Direction |
Repeat the data that follows, word for word, without the images.

***** Data listing *****

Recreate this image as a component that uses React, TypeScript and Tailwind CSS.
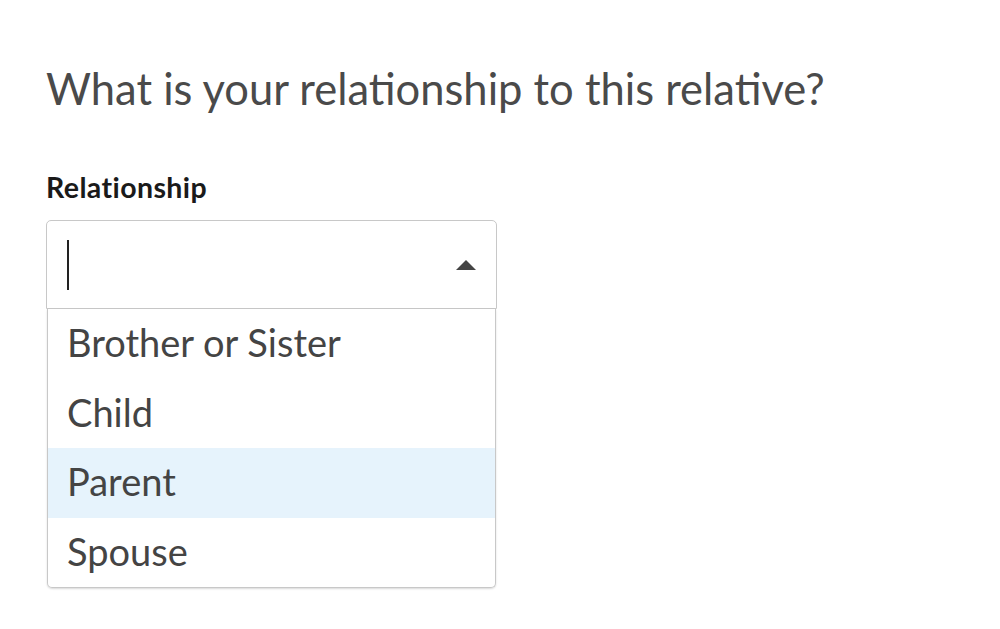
export default function App() {
  const items = ["Brother or Sister", "Child", "Parent", "Spouse"];
  return (
    <div className="w-[1000px] h-[629px] bg-white overflow-hidden" style={{ fontFamily: "Lato, 'Noto Sans', sans-serif" }}>
      <div className="pl-[46px] pt-[60px]">
        <h1 className="text-[43.5px] leading-[56px] text-[#4a4a4a] font-normal">What is your relationship to this relative?</h1>
        <div className="mt-[56px] text-[28.5px] leading-[30px] font-bold tracking-[0.4px] text-[#1a1a1a]">Relationship</div>
        <div className="mt-[18px] w-[451px]">
          <div className="h-[89px] border border-[#c8c8c8] rounded-t-[5px] flex items-center justify-between pl-[20px] pr-[20px]">
            <div className="w-[2px] h-[50px] bg-[#222]" />
            <svg width="20" height="10" viewBox="0 0 20 10"><path d="M0 10 L10 0 L20 10 Z" fill="#444" /></svg>
          </div>
          <div className="border border-t-0 border-[#c8c8c8] rounded-b-[5px] mx-[1px] overflow-hidden shadow-[0_1px_2px_rgba(0,0,0,0.15)]">
            {items.map((t) => (
              <div key={t} className={`h-[69.5px] flex items-center pl-[19px] pb-[2px] text-[38px] text-[#444] ${t === "Parent" ? "bg-[#e6f3fc]" : ""}`}>{t}</div>
            ))}
          </div>
        </div>
      </div>
    </div>
  );
}
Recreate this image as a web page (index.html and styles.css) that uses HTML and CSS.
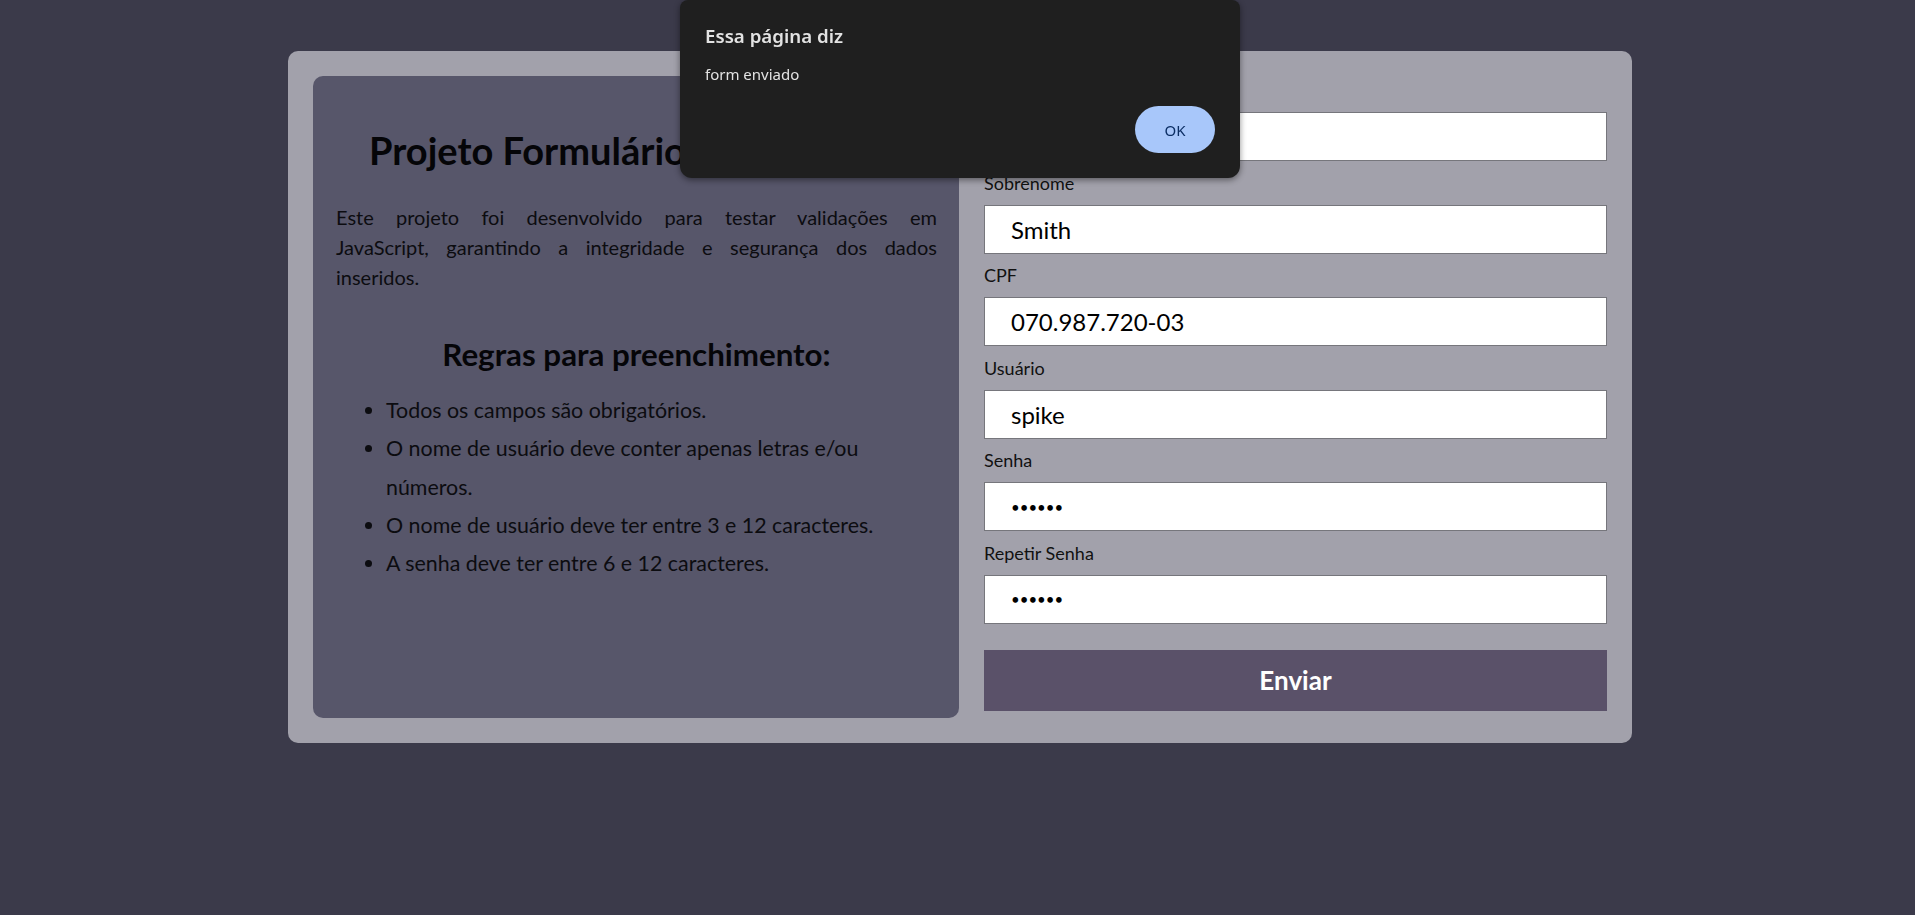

*****

Answer to the exercise |
Recreate this image as a component that uses React, TypeScript and Tailwind CSS.
export default function App() {
  const items = ["Brother or Sister", "Child", "Parent", "Spouse"];
  return (
    <div className="w-[1000px] h-[629px] bg-white overflow-hidden" style={{ fontFamily: "Lato, 'Noto Sans', sans-serif" }}>
      <div className="pl-[46px] pt-[60px]">
        <h1 className="text-[43.5px] leading-[56px] text-[#4a4a4a] font-normal">What is your relationship to this relative?</h1>
        <div className="mt-[56px] text-[28.5px] leading-[30px] font-bold tracking-[0.4px] text-[#1a1a1a]">Relationship</div>
        <div className="mt-[18px] w-[451px]">
          <div className="h-[89px] border border-[#c8c8c8] rounded-t-[5px] flex items-center justify-between pl-[20px] pr-[20px]">
            <div className="w-[2px] h-[50px] bg-[#222]" />
            <svg width="20" height="10" viewBox="0 0 20 10"><path d="M0 10 L10 0 L20 10 Z" fill="#444" /></svg>
          </div>
          <div className="border border-t-0 border-[#c8c8c8] rounded-b-[5px] mx-[1px] overflow-hidden shadow-[0_1px_2px_rgba(0,0,0,0.15)]">
            {items.map((t) => (
              <div key={t} className={`h-[69.5px] flex items-center pl-[19px] pb-[2px] text-[38px] text-[#444] ${t === "Parent" ? "bg-[#e6f3fc]" : ""}`}>{t}</div>
            ))}
          </div>
        </div>
      </div>
    </div>
  );
}
Recreate this image as a web page (index.html and styles.css) that uses HTML and CSS.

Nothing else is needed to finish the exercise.